According to the World Association of Newspapers, the oldest newspaper that is still published in the United States is the Hartford Courant. This newspaper started to be published in 1764 in Connecticut. Other old newspapers in this country are Northampton Daily Hampshire Gazette (1786), the Berkshire Eagle (1789), and the Norwich Bulleting (1791), all of them from the East Coast.

For more information on the history of the newspapers visit the following links:

World Association of Newspapers. Newspapers a brief history.

Hartford Courant information in Wikipedia

Tuesday, January 02, 2007

Resolutions and Black-Eyed Peas

Ever wonder why we are so hard pressed to make a new year's resolution? What are some of the top resolutions? And why do so many people tell me to eat black-eyed peas on January first?

First of all, a resolution is a committment or decision to do something or behave in a certain manner. Accordingly, popular resolutions include: losing weight/becoming more healthy, quit smoking/quiting a bad habit, and becoming financially sound/getting out of debt. After hunting around on the Internet, I found that the tradition of celebrating the new year dates back to the time of the Babylonians, about 4,000 years ago! The early Babylonian's themselves often resolved to return borrowed items. The early Christians believed that we should reflect on past mistakes and resolve to make the new year better.

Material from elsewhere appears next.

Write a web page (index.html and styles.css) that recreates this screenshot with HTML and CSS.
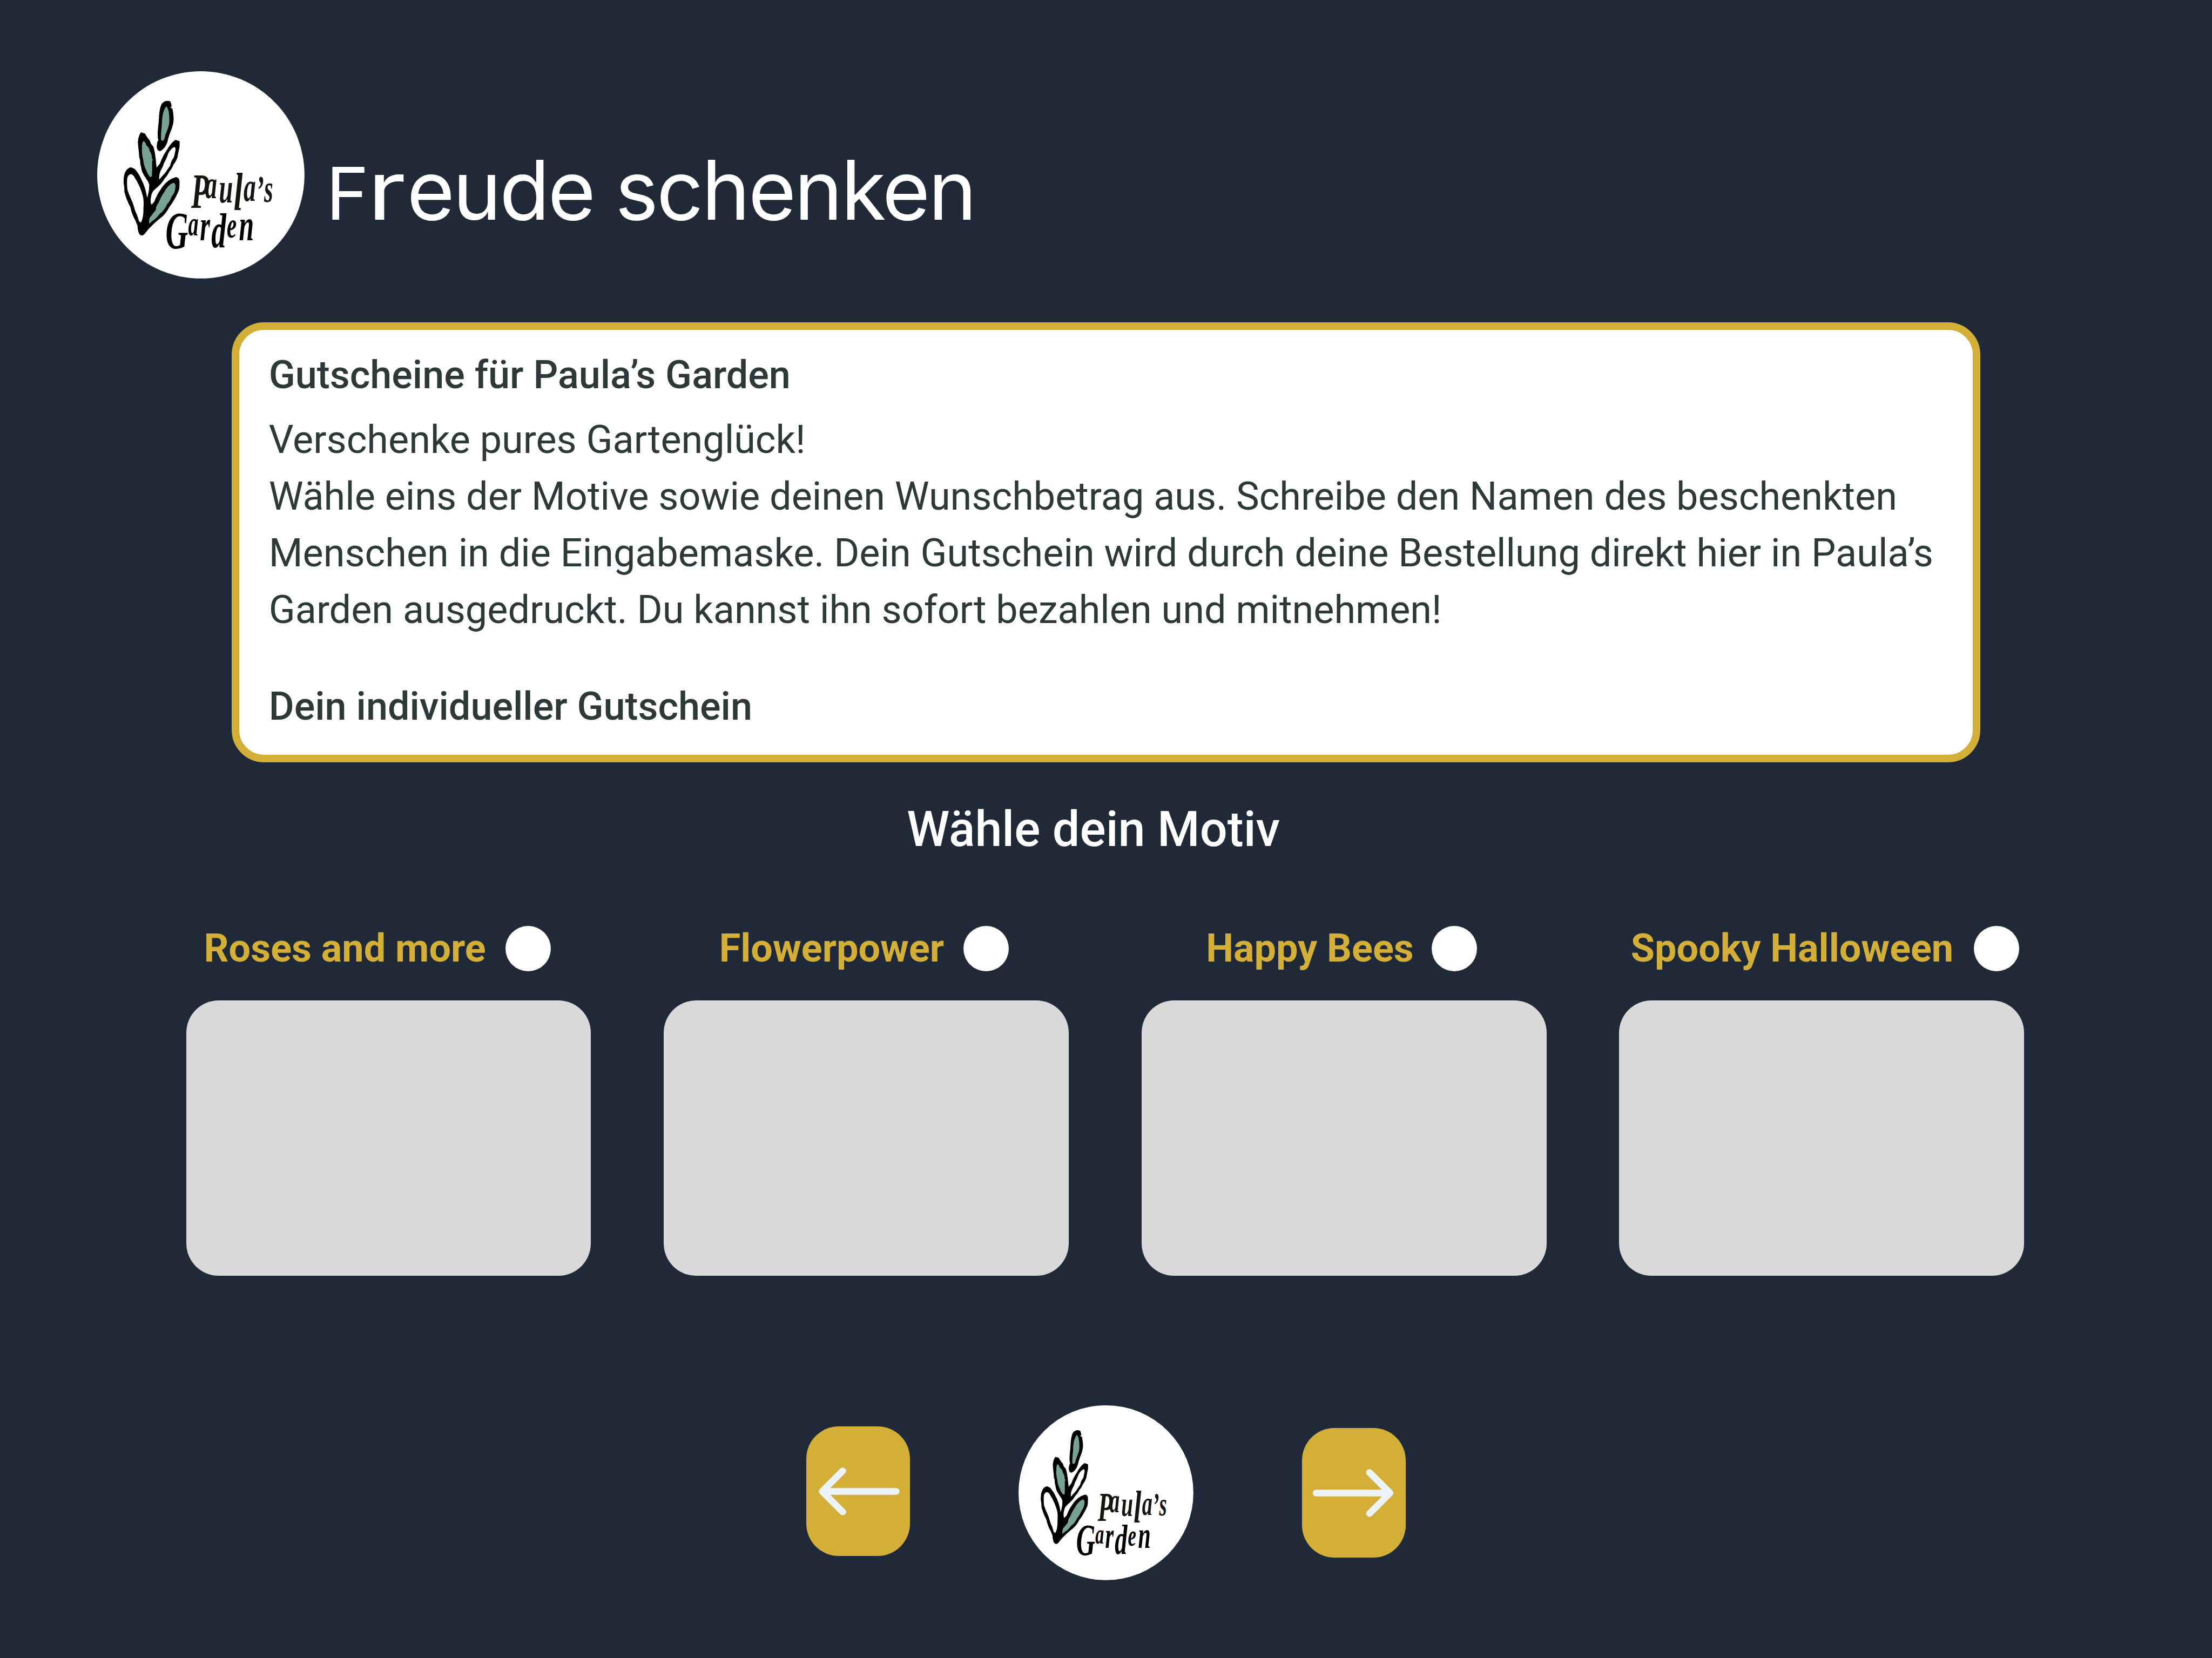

So, thousands of years of tradition and custom is carried on when we make a resolution. What's your resolution? I resolve to do something I've never done before every week! We'll see how long that lasts.

Did you eat your black-eyed peas yesterday? I did. I also had them for leftovers today. The tradition of eating black-eyed peas on January 1st is a Southern tradition. The reason for eating these legumes is that it is said to bring good luck and prosperity to whomever eats them. In Texas, cabbage is also traditionally eaten on the first day of the year as it is a symbol of money. So, if you ate your black-eyed peas and cabbage, you should be good to go for the rest of the year.